▸ Provided entries
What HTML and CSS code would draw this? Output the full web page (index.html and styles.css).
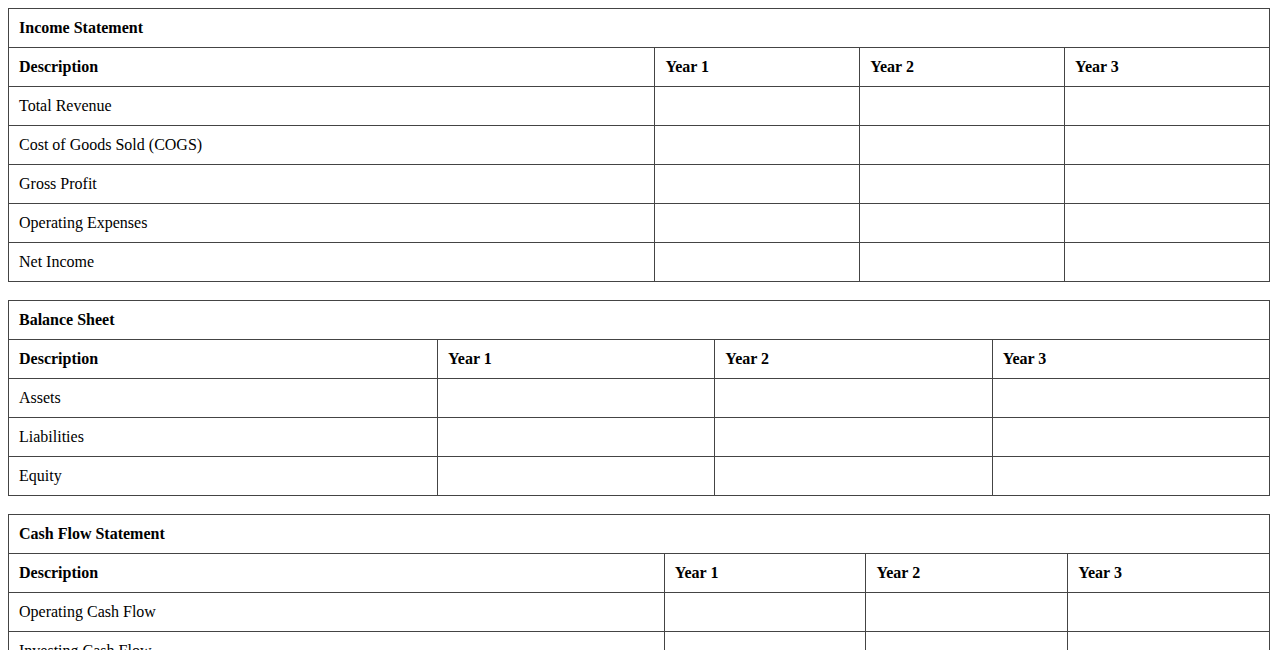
FILE: index.html
```html
<!DOCTYPE html>
<html>
<head>
<meta charset="utf-8">
<title>Financial Statements</title>
<link rel="stylesheet" href="styles.css">
</head>
<body>
<table class="fin">
  <thead>
    <tr><th colspan="4">Income Statement</th></tr>
    <tr><th>Description</th><th>Year 1</th><th>Year 2</th><th>Year 3</th></tr>
  </thead>
  <tbody>
    <tr><td>Total Revenue</td><td></td><td></td><td></td></tr>
    <tr><td>Cost of Goods Sold (COGS)</td><td></td><td></td><td></td></tr>
    <tr><td>Gross Profit</td><td></td><td></td><td></td></tr>
    <tr><td>Operating Expenses</td><td></td><td></td><td></td></tr>
    <tr><td>Net Income</td><td></td><td></td><td></td></tr>
  </tbody>
</table>
<table class="fin">
  <thead>
    <tr><th colspan="4">Balance Sheet</th></tr>
    <tr><th>Description</th><th>Year 1</th><th>Year 2</th><th>Year 3</th></tr>
  </thead>
  <tbody>
    <tr><td>Assets</td><td></td><td></td><td></td></tr>
    <tr><td>Liabilities</td><td></td><td></td><td></td></tr>
    <tr><td>Equity</td><td></td><td></td><td></td></tr>
  </tbody>
</table>
<table class="fin cash">
  <colgroup>
    <col class="col-desc">
    <col>
    <col>
    <col>
  </colgroup>
  <thead>
    <tr><th colspan="4">Cash Flow Statement</th></tr>
    <tr><th>Description</th><th>Year 1</th><th>Year 2</th><th>Year 3</th></tr>
  </thead>
  <tbody>
    <tr><td>Operating Cash Flow</td><td></td><td></td><td></td></tr>
    <tr><td>Investing Cash Flow</td><td></td><td></td><td></td></tr>
    <tr><td>Financing Cash Flow</td><td></td><td></td><td></td></tr>
    <tr><td>Net Increase/Decrease in Cash</td><td></td><td></td><td></td></tr>
  </tbody>
</table>
</body>
</html>
```
FILE: styles.css
```css
html, body {
  background: #ffffff;
}
body {
  margin: 8px;
  font-family: "Liberation Serif", "Times New Roman", serif;
  font-size: 16px;
  color: #000000;
}
.fin {
  width: 100%;
  border-collapse: collapse;
  margin-bottom: 18px;
}
.fin th,
.fin td {
  border: 1px solid #444444;
  padding: 10px;
  text-align: left;
  vertical-align: middle;
}
.fin th {
  font-weight: bold;
}
.cash .col-desc {
  width: 52%;
}
```
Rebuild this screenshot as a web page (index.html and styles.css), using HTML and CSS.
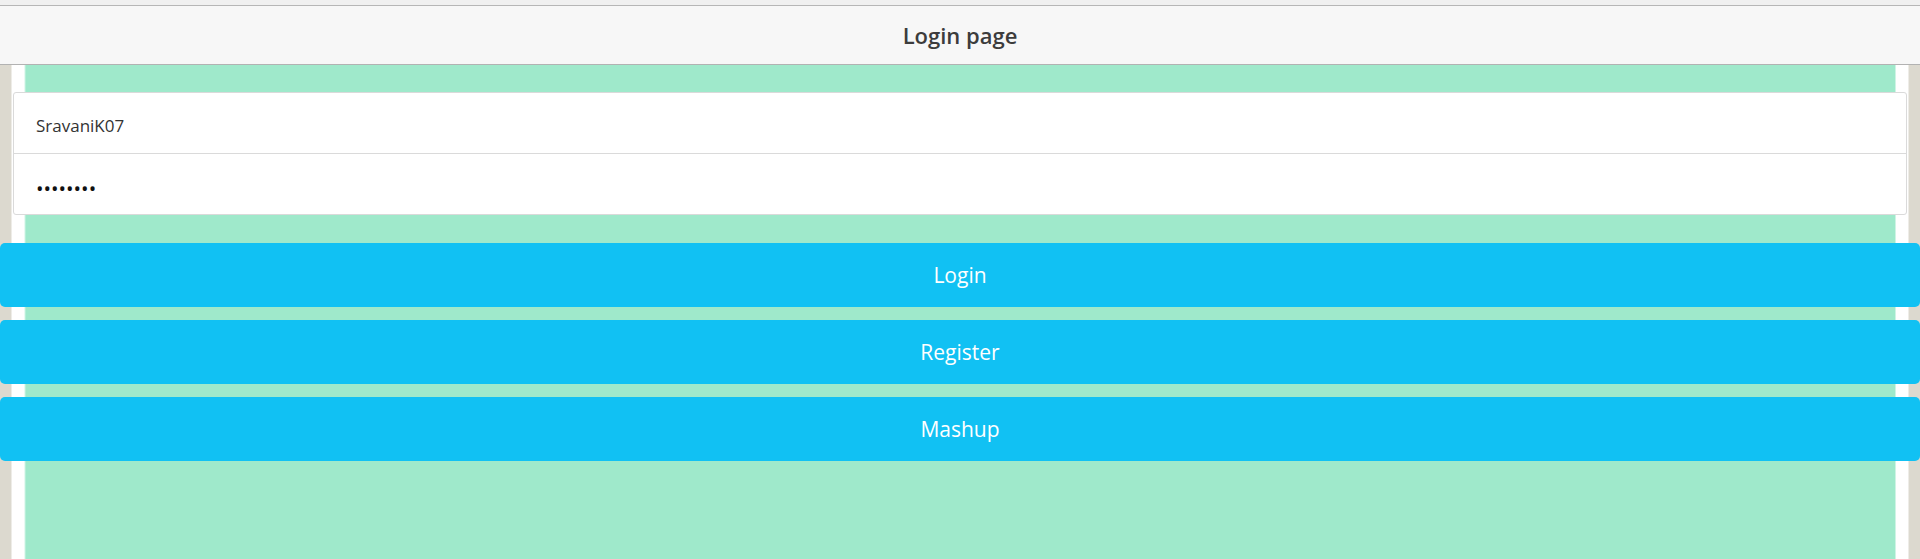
FILE: index.html
```html
<!DOCTYPE html>
<html lang="en">
<head>
<meta charset="utf-8">
<title>Login page</title>
<link rel="stylesheet" href="styles.css">
</head>
<body>
<div class="top-strip"></div>
<header class="bar">
  <h1 class="title">Login page</h1>
</header>
<main class="content">
  <div class="list">
    <label class="item">
      <input class="field" type="text" value="SravaniK07">
    </label>
    <label class="item item-secret">
      <input class="field field-secret" type="password" value="password">
    </label>
  </div>
  <div class="actions">
    <button class="btn" type="button">Login</button>
    <button class="btn" type="button">Register</button>
    <button class="btn" type="button">Mashup</button>
  </div>
</main>
</body>
</html>
```
FILE: styles.css
```css
html, body {
  margin: 0;
  padding: 0;
  height: 100%;
}
body {
  font-family: "Open Sans", "Noto Sans", sans-serif;
  display: flex;
  flex-direction: column;
  overflow: hidden;
  background: #9fe9cb;
}
.top-strip {
  height: 5px;
  background: #f0f0f0;
  border-bottom: 1px solid #b6b6b6;
  flex: none;
}
.bar {
  height: 58px;
  background: #f7f7f7;
  border-bottom: 1px solid #b2b2b2;
  display: flex;
  align-items: center;
  justify-content: center;
  flex: none;
}
.title {
  margin: 0;
  font-size: 22px;
  font-weight: 600;
  color: #3c3c3c;
}
.content {
  flex: 1;
  padding-top: 27px;
  background: linear-gradient(to right,
    #dcd9cf 0, #dcd9cf 11px, #ffffff 12px, #ffffff 24px, #9fe9cb 26px,
    #9fe9cb calc(100% - 25px), #ffffff calc(100% - 24px),
    #ffffff calc(100% - 12px), #dcd9cf calc(100% - 11px), #dcd9cf 100%);
}
.list {
  margin: 0 13px;
  background: #fff;
  border: 1px solid #dadada;
  border-radius: 3px;
  display: flex;
  flex-direction: column;
}
.item {
  box-sizing: border-box;
  display: flex;
  align-items: center;
  height: 60px;
  padding: 5px 22px 0;
}
.item + .item {
  border-top: 1px solid #dadada;
  height: 61px;
}
.item-secret {
  padding-top: 9px;
}
.field {
  flex: 1;
  border: 0;
  outline: none;
  background: transparent;
  font-family: "Open Sans", "Noto Sans", sans-serif;
  font-size: 17px;
  color: #333;
  padding: 0;
  margin: 0;
}
.field-secret {
  font-size: 20px;
  color: #111;
}
.actions {
  margin-top: 28px;
  display: flex;
  flex-direction: column;
  gap: 13px;
}
.btn {
  height: 64px;
  width: 100%;
  border: 0;
  border-radius: 5px;
  background: #11c1f3;
  color: #fff;
  font-family: "Open Sans", "Noto Sans", sans-serif;
  font-size: 21px;
  padding: 0;
  margin: 0;
}
```
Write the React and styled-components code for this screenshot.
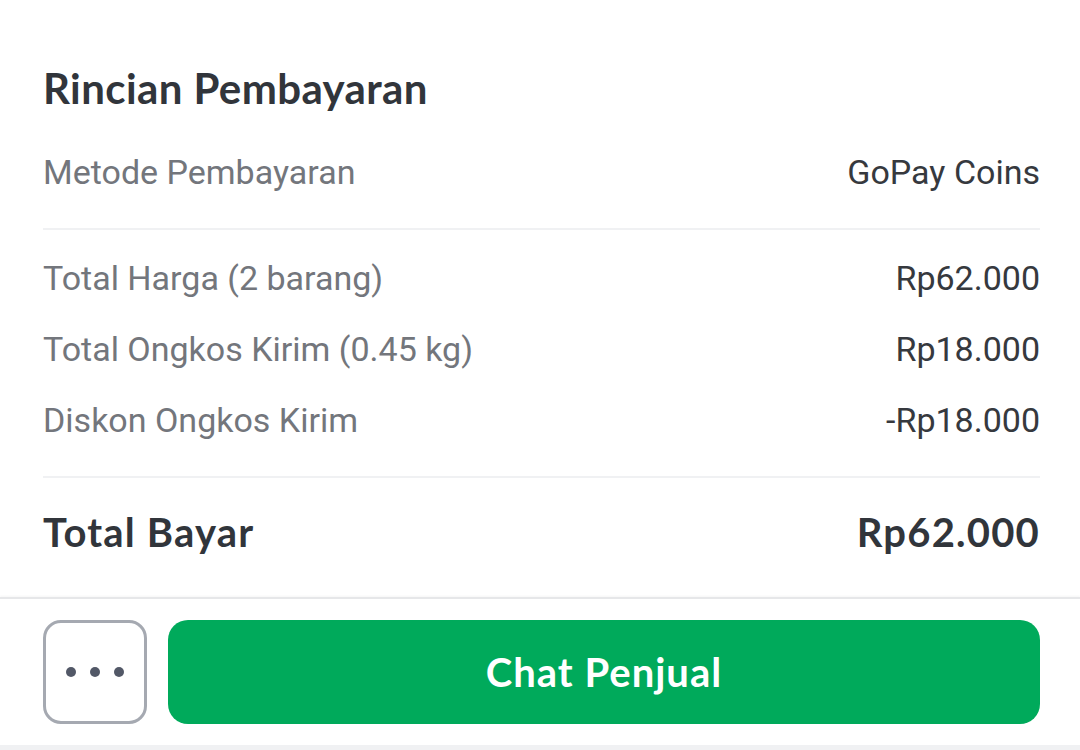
import React from 'react';
import styled, { createGlobalStyle } from 'styled-components';

const GlobalStyle = createGlobalStyle`
  html, body {
    margin: 0;
    padding: 0;
    background: #ffffff;
  }
  * { box-sizing: border-box; }
`;

const Page = styled.div`
  width: 1080px;
  height: 750px;
  display: flex;
  flex-direction: column;
  background: #ffffff;
  overflow: hidden;
`;

const Content = styled.div`
  padding: 0 40px 0 43px;
  display: flex;
  flex-direction: column;
`;

const Title = styled.h2`
  margin: 0;
  padding-top: 64px;
  line-height: 48px;
  font-family: Lato, "Noto Sans", sans-serif;
  font-weight: 700;
  font-size: 42px;
  letter-spacing: 0.4px;
  color: #31353b;
`;

const InfoRow = styled.div`
  height: 71px;
  margin-top: ${(p) => p.$gap || 0}px;
  display: flex;
  align-items: center;
  justify-content: space-between;
`;

const Label = styled.span`
  font-family: Roboto, "Liberation Sans", sans-serif;
  font-size: 34px;
  color: #73767c;
`;

const Value = styled.span`
  font-family: Roboto, "Liberation Sans", sans-serif;
  font-size: 34px;
  color: #36393e;
`;

const TotalText = styled.span`
  font-family: Lato, "Noto Sans", sans-serif;
  font-weight: 700;
  font-size: 40px;
  letter-spacing: 1.2px;
  color: #31353b;
`;

const Divider = styled.div`
  height: 2px;
  margin-top: 21px;
  background: #f0f1f3;
`;

const Footer = styled.div`
  margin-top: 30px;
  border-top: 2px solid #e6e7e9;
  box-shadow: 0 -1px 2px rgba(0, 0, 0, 0.04);
  padding: 21px 40px 21px 43px;
  display: flex;
  gap: 21px;
`;

const MoreButton = styled.button`
  width: 104px;
  height: 104px;
  flex-shrink: 0;
  border: 3px solid #a5a9b1;
  border-radius: 18px;
  background: #ffffff;
  display: flex;
  align-items: center;
  justify-content: center;
  gap: 14px;
  padding: 0;
`;

const Dot = styled.span`
  width: 10px;
  height: 10px;
  border-radius: 50%;
  background: #525867;
`;

const ChatButton = styled.button`
  flex: 1;
  height: 104px;
  border: none;
  border-radius: 20px;
  background: #00aa5b;
  color: #ffffff;
  font-family: Lato, "Noto Sans", sans-serif;
  font-weight: 700;
  font-size: 40px;
  letter-spacing: 1px;
`;

const BottomStrip = styled.div`
  flex: 1;
  background: #f0f1f3;
`;

const details = [
  { label: 'Total Harga (2 barang)', value: 'Rp62.000' },
  { label: 'Total Ongkos Kirim (0.45 kg)', value: 'Rp18.000' },
  { label: 'Diskon Ongkos Kirim', value: '-Rp18.000' },
];

export default function App() {
  return (
    <Page>
      <GlobalStyle />
      <Content>
        <Title>Rincian Pembayaran</Title>
        <InfoRow $gap={24}>
          <Label>Metode Pembayaran</Label>
          <Value>GoPay Coins</Value>
        </InfoRow>
        <Divider />
        {details.map((d, i) => (
          <InfoRow key={d.label} $gap={i === 0 ? 12 : 0}>
            <Label>{d.label}</Label>
            <Value>{d.value}</Value>
          </InfoRow>
        ))}
        <Divider />
        <InfoRow $gap={18}>
          <TotalText>Total Bayar</TotalText>
          <TotalText>Rp62.000</TotalText>
        </InfoRow>
      </Content>
      <Footer>
        <MoreButton aria-label="Lainnya">
          <Dot />
          <Dot />
          <Dot />
        </MoreButton>
        <ChatButton>Chat Penjual</ChatButton>
      </Footer>
      <BottomStrip />
    </Page>
  );
}
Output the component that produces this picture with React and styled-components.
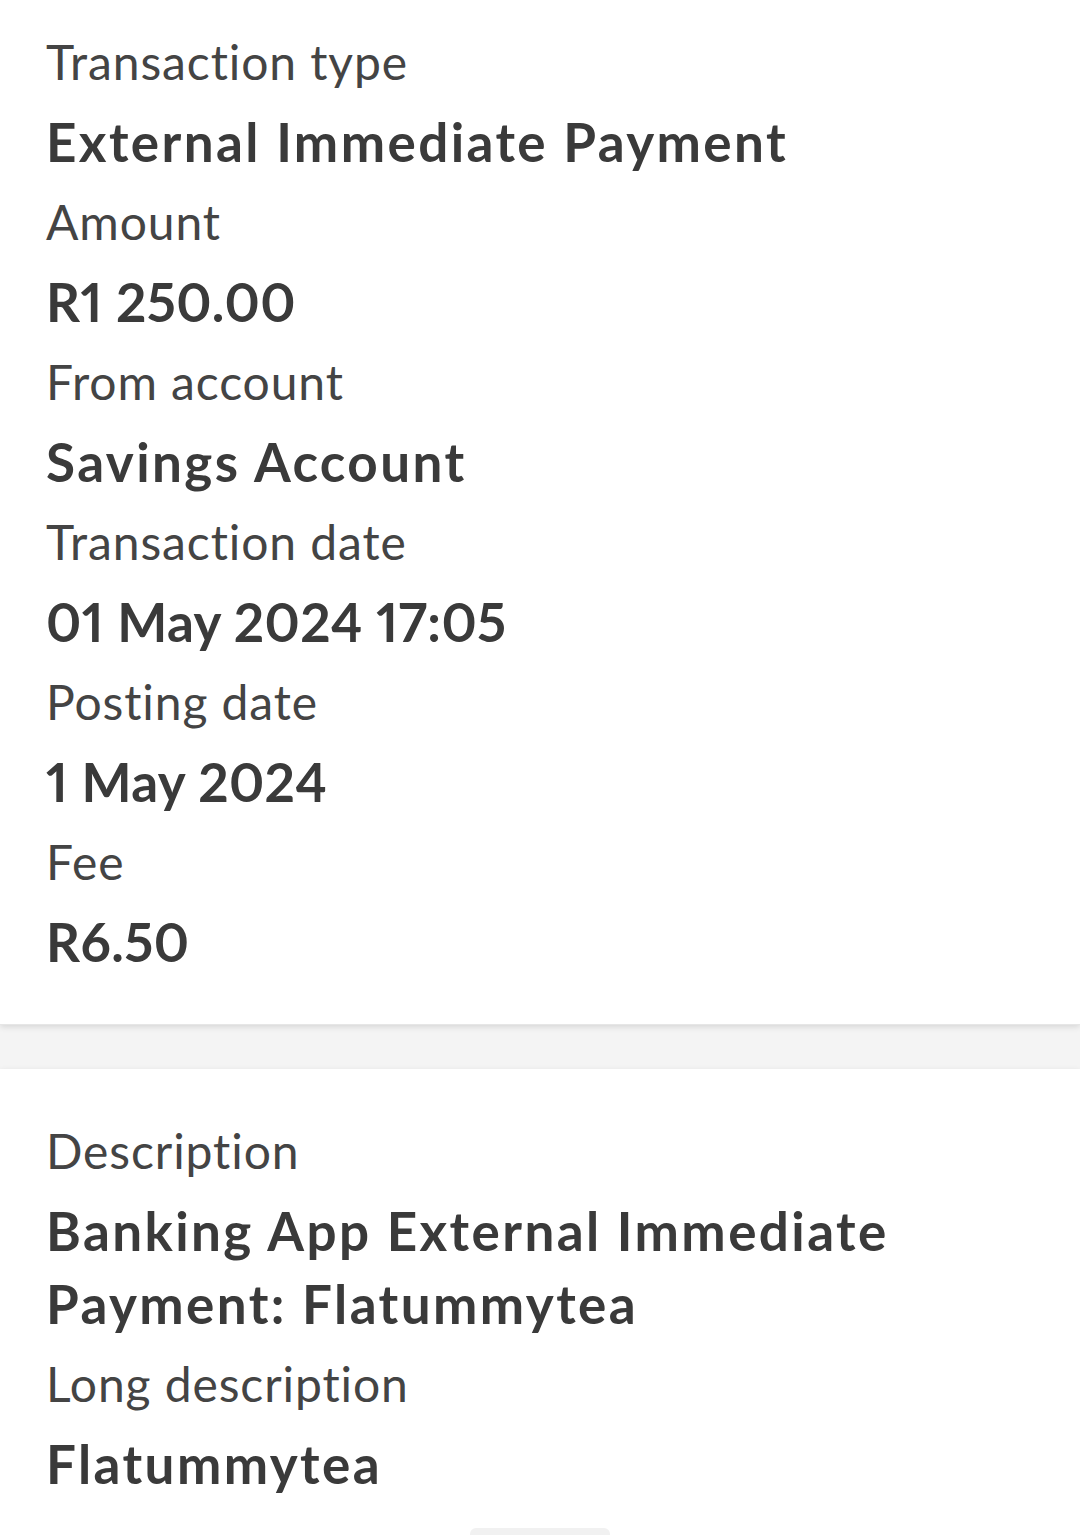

▸ Problem details
Copy out every line that includes the word "Output".

▸ Reply
What HTML and CSS code would draw this? Output the full web page (index.html and styles.css).
Output the component that produces this picture with React and styled-components.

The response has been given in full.